The arboreal pollen deposited over time on Dongsuak crater predominantly originated from four taxa: Quercus subg. Cyclobalanopsis, Quercus subg. Lepidobalanus, Castanopsis, and Carpinus. Because different types of trees flourish at specific altitudes based on their temperature preferences, the distribution of tree taxa on Mt. Hallasan follows an expected pattern. Altitude and temperature are inversely related; thus, we can qualitatively infer past temperature changes using TPIT data.

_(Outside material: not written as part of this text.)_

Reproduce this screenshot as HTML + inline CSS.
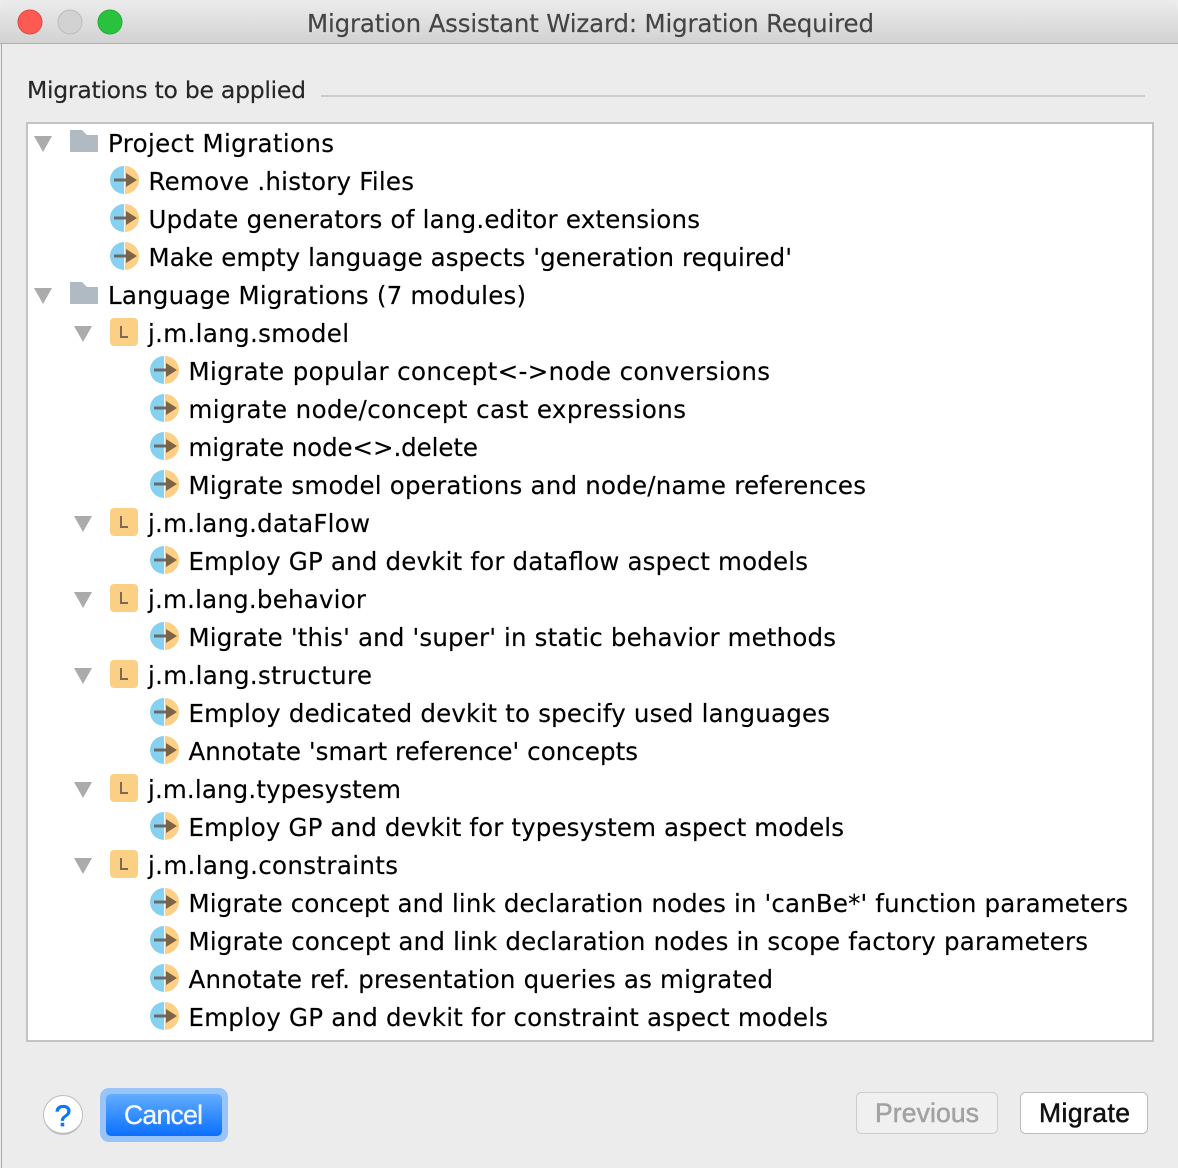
<!DOCTYPE html>
<html><head><meta charset="utf-8"><title>Migration Assistant Wizard</title>
<style>
html,body{margin:0;padding:0;width:1178px;height:1168px;overflow:hidden;background:#fff}
svg{display:block}
.t{font-family:"DejaVu Sans","Liberation Sans",sans-serif;font-size:24.5px;fill:#000;stroke:#000;stroke-width:.15px}
.h{font-family:"Liberation Sans",sans-serif;font-size:26.5px}
</style></head><body>
<svg width="1178" height="1168" viewBox="0 0 1178 1168" xmlns="http://www.w3.org/2000/svg">
<defs>
<linearGradient id="tb" x1="0" y1="0" x2="0" y2="1"><stop offset="0" stop-color="#ececec"/><stop offset="1" stop-color="#d2d2d2"/></linearGradient>
<linearGradient id="bl" x1="0" y1="0" x2="0" y2="1"><stop offset="0" stop-color="#62adff"/><stop offset="1" stop-color="#0a6fff"/></linearGradient>
<symbol id="mig" overflow="visible">
<path d="M124 166A14 14 0 0 0 124 194Z" fill="#86d0f0"/>
<path d="M125 166A14 14 0 0 1 125 194Z" fill="#fdd086"/>
<rect x="114" y="178.500" width="13" height="3" fill="#6c6a68"/>
<path d="M126 173L137 180L126 187Z" fill="#7d6444"/>
</symbol>
<symbol id="fold" overflow="visible"><path d="M70 130H82L87 135H98V152H70Z" fill="#afbac3"/></symbol>
<symbol id="tri" overflow="visible"><path d="M34 136H52L43 152Z" fill="#ababab"/></symbol>
<symbol id="lang" overflow="visible">
<rect x="110" y="318" width="28" height="28" rx="4" fill="#fbd085"/>
<path d="M121 326V337H128" fill="none" stroke="#7d6a50" stroke-width="2"/>
</symbol>
</defs>

<!-- window -->
<rect width="1178" height="1168" fill="#ececec"/>
<path d="M0 43V12Q0 0 12 0H1166Q1178 0 1178 12V43Z" fill="url(#tb)"/>
<rect x="0" y="43" width="1178" height="1" fill="#b0b0b0"/>
<rect x="1" y="44" width="1" height="1124" fill="#a8a8a8"/>
<circle cx="30" cy="22" r="12" fill="#fc5a53" stroke="#e2463f"/>
<circle cx="70" cy="22" r="12" fill="#d2d2d2" stroke="#bcbcbc"/>
<circle cx="110" cy="22" r="12" fill="#2ac13f" stroke="#22ac38"/>
<text class="t" x="307" y="32" textLength="567" lengthAdjust="spacing" style="fill:#444;stroke:#444">Migration Assistant Wizard: Migration Required</text>

<text class="t" x="27" y="98" textLength="279" lengthAdjust="spacing" style="fill:#262626;stroke:#262626;font-size:23.5px">Migrations to be applied</text>
<rect x="321" y="95" width="824" height="2" fill="#cbcbcb"/>

<!-- tree -->
<rect x="27" y="123" width="1126" height="918" fill="#fff" stroke="#c3c3c3" stroke-width="2"/>

<use href="#tri"/><use href="#fold"/>
<text class="t" x="108" y="152" textLength="226" lengthAdjust="spacing">Project Migrations</text>
<use href="#mig"/><text class="t" x="148.500" y="190" textLength="265.500" lengthAdjust="spacing">Remove .history Files</text>
<use href="#mig" y="38"/><text class="t" x="148.500" y="228" textLength="551.500" lengthAdjust="spacing">Update generators of lang.editor extensions</text>
<use href="#mig" y="76"/><text class="t" x="148.500" y="266" textLength="643.500" lengthAdjust="spacing">Make empty language aspects 'generation required'</text>

<use href="#tri" y="152"/><use href="#fold" y="152"/>
<text class="t" x="108" y="304" textLength="418" lengthAdjust="spacing">Language Migrations (7 modules)</text>

<use href="#tri" x="40" y="190"/><use href="#lang"/>
<text class="t" x="148" y="342" textLength="201" lengthAdjust="spacing">j.m.lang.smodel</text>
<use href="#mig" x="40" y="190"/><text class="t" x="188.500" y="380" textLength="581.500" lengthAdjust="spacing">Migrate popular concept&lt;-&gt;node conversions</text>
<use href="#mig" x="40" y="228"/><text class="t" x="188.500" y="418" textLength="497.500" lengthAdjust="spacing">migrate node/concept cast expressions</text>
<use href="#mig" x="40" y="266"/><text class="t" x="188.500" y="456" textLength="289.500" lengthAdjust="spacing">migrate node&lt;&gt;.delete</text>
<use href="#mig" x="40" y="304"/><text class="t" x="188.500" y="494" textLength="677.500" lengthAdjust="spacing">Migrate smodel operations and node/name references</text>

<use href="#tri" x="40" y="380"/><use href="#lang" y="190"/>
<text class="t" x="148" y="532" textLength="222" lengthAdjust="spacing">j.m.lang.dataFlow</text>
<use href="#mig" x="40" y="380"/><text class="t" x="188.500" y="570" textLength="619.500" lengthAdjust="spacing">Employ GP and devkit for dataflow aspect models</text>

<use href="#tri" x="40" y="456"/><use href="#lang" y="266"/>
<text class="t" x="148" y="608" textLength="218" lengthAdjust="spacing">j.m.lang.behavior</text>
<use href="#mig" x="40" y="456"/><text class="t" x="188.500" y="646" textLength="647.500" lengthAdjust="spacing">Migrate 'this' and 'super' in static behavior methods</text>

<use href="#tri" x="40" y="532"/><use href="#lang" y="342"/>
<text class="t" x="148" y="684" textLength="224" lengthAdjust="spacing">j.m.lang.structure</text>
<use href="#mig" x="40" y="532"/><text class="t" x="188.500" y="722" textLength="641.500" lengthAdjust="spacing">Employ dedicated devkit to specify used languages</text>
<use href="#mig" x="40" y="570"/><text class="t" x="188.500" y="760" textLength="449.500" lengthAdjust="spacing">Annotate 'smart reference' concepts</text>

<use href="#tri" x="40" y="646"/><use href="#lang" y="456"/>
<text class="t" x="148" y="798" textLength="253" lengthAdjust="spacing">j.m.lang.typesystem</text>
<use href="#mig" x="40" y="646"/><text class="t" x="188.500" y="836" textLength="655.500" lengthAdjust="spacing">Employ GP and devkit for typesystem aspect models</text>

<use href="#tri" x="40" y="722"/><use href="#lang" y="532"/>
<text class="t" x="148" y="874" textLength="250" lengthAdjust="spacing">j.m.lang.constraints</text>
<use href="#mig" x="40" y="722"/><text class="t" x="188.500" y="912" textLength="939.500" lengthAdjust="spacing">Migrate concept and link declaration nodes in 'canBe*' function parameters</text>
<use href="#mig" x="40" y="760"/><text class="t" x="188.500" y="950" textLength="899.500" lengthAdjust="spacing">Migrate concept and link declaration nodes in scope factory parameters</text>
<use href="#mig" x="40" y="798"/><text class="t" x="188.500" y="988" textLength="584.500" lengthAdjust="spacing">Annotate ref. presentation queries as migrated</text>
<use href="#mig" x="40" y="836"/><text class="t" x="188.500" y="1026" textLength="639.500" lengthAdjust="spacing">Employ GP and devkit for constraint aspect models</text>

<!-- buttons -->
<circle cx="63" cy="1115" r="19.500" fill="#fff" stroke="#bdbdbd"/>
<path d="M44 1119A19.500 19.500 0 0 0 82 1119A20 20 0 0 1 44 1119Z" fill="#bdbdbd"/>
<text class="h" x="63" y="1126" text-anchor="middle" style="fill:#0a78fa;stroke:#0a78fa;stroke-width:.7px;font-size:30px">?</text>

<rect x="100" y="1088" width="128" height="54" rx="9" fill="#99c4f8"/>
<rect x="106" y="1094" width="116" height="42" rx="5" fill="url(#bl)"/>
<text class="h" x="124" y="1124" textLength="79" lengthAdjust="spacing" style="fill:#f4f8ff;stroke:#f4f8ff;stroke-width:.3px">Cancel</text>

<rect x="856.500" y="1092.500" width="141" height="41" rx="5" fill="#f0f0f0" stroke="#cdcdcd"/>
<text class="h" x="875" y="1122" textLength="104" lengthAdjust="spacing" style="fill:#a2a2a2;stroke:#a2a2a2;stroke-width:.5px">Previous</text>

<rect x="1020.500" y="1092.500" width="127" height="41" rx="5" fill="#fff" stroke="#bcbcbc"/>
<text class="h" x="1039" y="1122" textLength="91" lengthAdjust="spacing" style="fill:#111;stroke:#111;stroke-width:.5px">Migrate</text>
</svg>
</body></html>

The proportion of broadleaf evergreen pollen may also be positively correlated with wetness. However, considering that Mt. Hallasan receives more precipitation at higher altitudes (Fig. 2a), we hypothesized that changes in the proportion of broadleaf evergreen pollen on the slope of Mt. Hallasan primarily reflect temperature variations. Additionally, we assumed that precipitation is negatively correlated with CARs because drought conditions tend to promote wildfires. Therefore, the analysis of Dongsuak sediments allowed us to reconstruct distinct mid-to-late Holocene shifts in temperature and precipitation.

Autospectral analyses

We performed autospectral analysis on TPIT data using REDFIT software83. Three Welch-overlapped segment averaging segments (N50 = 3), 3 degrees of freedom (dofs = 3), 1000 Monte Carlo simulations (Nsim = 1000), and one Welch window (Iwin = 1) were used for all analyses. The TPIT records consisted of 145 data points with an average interval of 29 years between points [t(1) = 40 CE and t(145) = 4273 cal year BP]. We also conducted cross-spectral analyses using REDFIT-X software84 to assess climate cycles with significant coherency, comparing our TPIT data to TSI records, and our CARs data to WTP SST reconstructions.